▽

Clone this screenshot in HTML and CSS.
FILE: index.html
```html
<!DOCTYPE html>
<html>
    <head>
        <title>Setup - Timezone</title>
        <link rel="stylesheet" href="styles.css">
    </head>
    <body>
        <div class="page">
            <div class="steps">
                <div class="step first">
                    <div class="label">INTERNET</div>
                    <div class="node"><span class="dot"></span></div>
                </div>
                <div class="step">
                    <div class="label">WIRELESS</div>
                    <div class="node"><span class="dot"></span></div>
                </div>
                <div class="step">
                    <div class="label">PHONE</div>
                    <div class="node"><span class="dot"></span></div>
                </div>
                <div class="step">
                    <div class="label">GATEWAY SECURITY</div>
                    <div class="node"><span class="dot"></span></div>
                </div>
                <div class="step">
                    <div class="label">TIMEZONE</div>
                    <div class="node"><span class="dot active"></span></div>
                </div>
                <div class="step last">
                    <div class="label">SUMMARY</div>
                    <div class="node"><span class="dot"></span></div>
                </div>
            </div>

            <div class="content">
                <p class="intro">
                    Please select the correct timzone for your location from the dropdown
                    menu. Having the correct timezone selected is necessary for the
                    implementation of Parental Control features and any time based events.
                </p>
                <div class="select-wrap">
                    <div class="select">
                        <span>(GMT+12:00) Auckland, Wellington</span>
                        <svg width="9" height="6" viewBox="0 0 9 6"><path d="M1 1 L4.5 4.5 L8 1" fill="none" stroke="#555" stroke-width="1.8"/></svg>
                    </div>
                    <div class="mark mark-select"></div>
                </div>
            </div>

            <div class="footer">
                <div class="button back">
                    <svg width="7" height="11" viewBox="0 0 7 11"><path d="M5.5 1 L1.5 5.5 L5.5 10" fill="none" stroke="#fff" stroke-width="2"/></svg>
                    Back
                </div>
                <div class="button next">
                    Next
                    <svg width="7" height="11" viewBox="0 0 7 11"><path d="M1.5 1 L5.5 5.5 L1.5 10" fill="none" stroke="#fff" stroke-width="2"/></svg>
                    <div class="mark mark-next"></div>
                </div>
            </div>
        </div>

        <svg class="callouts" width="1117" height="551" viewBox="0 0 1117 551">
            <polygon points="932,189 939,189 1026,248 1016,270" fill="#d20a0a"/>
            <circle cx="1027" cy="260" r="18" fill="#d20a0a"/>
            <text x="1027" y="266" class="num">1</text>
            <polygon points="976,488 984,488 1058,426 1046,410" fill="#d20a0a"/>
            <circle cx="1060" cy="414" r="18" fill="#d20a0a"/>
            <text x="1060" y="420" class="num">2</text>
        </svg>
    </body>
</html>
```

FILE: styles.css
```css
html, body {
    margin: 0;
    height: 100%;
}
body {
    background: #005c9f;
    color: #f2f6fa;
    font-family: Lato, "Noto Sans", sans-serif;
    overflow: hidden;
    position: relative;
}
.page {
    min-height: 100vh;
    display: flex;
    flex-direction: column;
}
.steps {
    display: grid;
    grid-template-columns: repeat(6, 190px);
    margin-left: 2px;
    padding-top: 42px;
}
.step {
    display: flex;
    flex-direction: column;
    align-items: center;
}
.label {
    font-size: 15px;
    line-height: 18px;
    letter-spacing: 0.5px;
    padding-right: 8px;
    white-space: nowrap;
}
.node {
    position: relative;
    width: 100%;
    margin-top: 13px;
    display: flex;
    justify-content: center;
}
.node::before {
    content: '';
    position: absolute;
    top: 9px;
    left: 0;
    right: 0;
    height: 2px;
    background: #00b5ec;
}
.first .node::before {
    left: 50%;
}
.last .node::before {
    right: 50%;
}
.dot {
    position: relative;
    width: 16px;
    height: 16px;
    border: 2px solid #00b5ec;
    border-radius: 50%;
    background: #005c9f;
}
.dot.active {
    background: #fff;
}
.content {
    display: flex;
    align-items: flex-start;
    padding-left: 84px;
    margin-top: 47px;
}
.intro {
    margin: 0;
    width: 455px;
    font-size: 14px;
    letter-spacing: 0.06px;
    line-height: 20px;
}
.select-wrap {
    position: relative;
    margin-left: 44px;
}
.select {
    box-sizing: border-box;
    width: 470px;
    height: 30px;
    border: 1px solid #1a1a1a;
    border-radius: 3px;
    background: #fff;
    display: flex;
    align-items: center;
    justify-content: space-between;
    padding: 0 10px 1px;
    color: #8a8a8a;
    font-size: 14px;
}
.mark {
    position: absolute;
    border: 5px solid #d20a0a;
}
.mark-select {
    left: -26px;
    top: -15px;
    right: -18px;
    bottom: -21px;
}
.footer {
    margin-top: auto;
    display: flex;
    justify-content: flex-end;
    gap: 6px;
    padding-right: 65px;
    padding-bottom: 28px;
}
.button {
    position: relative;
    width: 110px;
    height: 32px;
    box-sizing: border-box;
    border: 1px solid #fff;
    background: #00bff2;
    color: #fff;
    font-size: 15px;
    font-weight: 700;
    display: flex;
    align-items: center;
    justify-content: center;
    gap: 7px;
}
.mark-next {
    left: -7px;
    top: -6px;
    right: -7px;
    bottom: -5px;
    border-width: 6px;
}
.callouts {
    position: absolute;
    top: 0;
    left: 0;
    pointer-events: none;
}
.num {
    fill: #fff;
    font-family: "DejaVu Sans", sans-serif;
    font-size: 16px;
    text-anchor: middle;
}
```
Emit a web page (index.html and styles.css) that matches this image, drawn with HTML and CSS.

△

**REQUEST**: All of the data needs to be reproduced exactly, with no line missing.

**FULL ANSWER**:
Clone this screenshot in HTML and CSS.
FILE: index.html
```html
<!DOCTYPE html>
<html>
    <head>
        <title>Setup - Timezone</title>
        <link rel="stylesheet" href="styles.css">
    </head>
    <body>
        <div class="page">
            <div class="steps">
                <div class="step first">
                    <div class="label">INTERNET</div>
                    <div class="node"><span class="dot"></span></div>
                </div>
                <div class="step">
                    <div class="label">WIRELESS</div>
                    <div class="node"><span class="dot"></span></div>
                </div>
                <div class="step">
                    <div class="label">PHONE</div>
                    <div class="node"><span class="dot"></span></div>
                </div>
                <div class="step">
                    <div class="label">GATEWAY SECURITY</div>
                    <div class="node"><span class="dot"></span></div>
                </div>
                <div class="step">
                    <div class="label">TIMEZONE</div>
                    <div class="node"><span class="dot active"></span></div>
                </div>
                <div class="step last">
                    <div class="label">SUMMARY</div>
                    <div class="node"><span class="dot"></span></div>
                </div>
            </div>

            <div class="content">
                <p class="intro">
                    Please select the correct timzone for your location from the dropdown
                    menu. Having the correct timezone selected is necessary for the
                    implementation of Parental Control features and any time based events.
                </p>
                <div class="select-wrap">
                    <div class="select">
                        <span>(GMT+12:00) Auckland, Wellington</span>
                        <svg width="9" height="6" viewBox="0 0 9 6"><path d="M1 1 L4.5 4.5 L8 1" fill="none" stroke="#555" stroke-width="1.8"/></svg>
                    </div>
                    <div class="mark mark-select"></div>
                </div>
            </div>

            <div class="footer">
                <div class="button back">
                    <svg width="7" height="11" viewBox="0 0 7 11"><path d="M5.5 1 L1.5 5.5 L5.5 10" fill="none" stroke="#fff" stroke-width="2"/></svg>
                    Back
                </div>
                <div class="button next">
                    Next
                    <svg width="7" height="11" viewBox="0 0 7 11"><path d="M1.5 1 L5.5 5.5 L1.5 10" fill="none" stroke="#fff" stroke-width="2"/></svg>
                    <div class="mark mark-next"></div>
                </div>
            </div>
        </div>

        <svg class="callouts" width="1117" height="551" viewBox="0 0 1117 551">
            <polygon points="932,189 939,189 1026,248 1016,270" fill="#d20a0a"/>
            <circle cx="1027" cy="260" r="18" fill="#d20a0a"/>
            <text x="1027" y="266" class="num">1</text>
            <polygon points="976,488 984,488 1058,426 1046,410" fill="#d20a0a"/>
            <circle cx="1060" cy="414" r="18" fill="#d20a0a"/>
            <text x="1060" y="420" class="num">2</text>
        </svg>
    </body>
</html>
```

FILE: styles.css
```css
html, body {
    margin: 0;
    height: 100%;
}
body {
    background: #005c9f;
    color: #f2f6fa;
    font-family: Lato, "Noto Sans", sans-serif;
    overflow: hidden;
    position: relative;
}
.page {
    min-height: 100vh;
    display: flex;
    flex-direction: column;
}
.steps {
    display: grid;
    grid-template-columns: repeat(6, 190px);
    margin-left: 2px;
    padding-top: 42px;
}
.step {
    display: flex;
    flex-direction: column;
    align-items: center;
}
.label {
    font-size: 15px;
    line-height: 18px;
    letter-spacing: 0.5px;
    padding-right: 8px;
    white-space: nowrap;
}
.node {
    position: relative;
    width: 100%;
    margin-top: 13px;
    display: flex;
    justify-content: center;
}
.node::before {
    content: '';
    position: absolute;
    top: 9px;
    left: 0;
    right: 0;
    height: 2px;
    background: #00b5ec;
}
.first .node::before {
    left: 50%;
}
.last .node::before {
    right: 50%;
}
.dot {
    position: relative;
    width: 16px;
    height: 16px;
    border: 2px solid #00b5ec;
    border-radius: 50%;
    background: #005c9f;
}
.dot.active {
    background: #fff;
}
.content {
    display: flex;
    align-items: flex-start;
    padding-left: 84px;
    margin-top: 47px;
}
.intro {
    margin: 0;
    width: 455px;
    font-size: 14px;
    letter-spacing: 0.06px;
    line-height: 20px;
}
.select-wrap {
    position: relative;
    margin-left: 44px;
}
.select {
    box-sizing: border-box;
    width: 470px;
    height: 30px;
    border: 1px solid #1a1a1a;
    border-radius: 3px;
    background: #fff;
    display: flex;
    align-items: center;
    justify-content: space-between;
    padding: 0 10px 1px;
    color: #8a8a8a;
    font-size: 14px;
}
.mark {
    position: absolute;
    border: 5px solid #d20a0a;
}
.mark-select {
    left: -26px;
    top: -15px;
    right: -18px;
    bottom: -21px;
}
.footer {
    margin-top: auto;
    display: flex;
    justify-content: flex-end;
    gap: 6px;
    padding-right: 65px;
    padding-bottom: 28px;
}
.button {
    position: relative;
    width: 110px;
    height: 32px;
    box-sizing: border-box;
    border: 1px solid #fff;
    background: #00bff2;
    color: #fff;
    font-size: 15px;
    font-weight: 700;
    display: flex;
    align-items: center;
    justify-content: center;
    gap: 7px;
}
.mark-next {
    left: -7px;
    top: -6px;
    right: -7px;
    bottom: -5px;
    border-width: 6px;
}
.callouts {
    position: absolute;
    top: 0;
    left: 0;
    pointer-events: none;
}
.num {
    fill: #fff;
    font-family: "DejaVu Sans", sans-serif;
    font-size: 16px;
    text-anchor: middle;
}
```
Emit a web page (index.html and styles.css) that matches this image, drawn with HTML and CSS.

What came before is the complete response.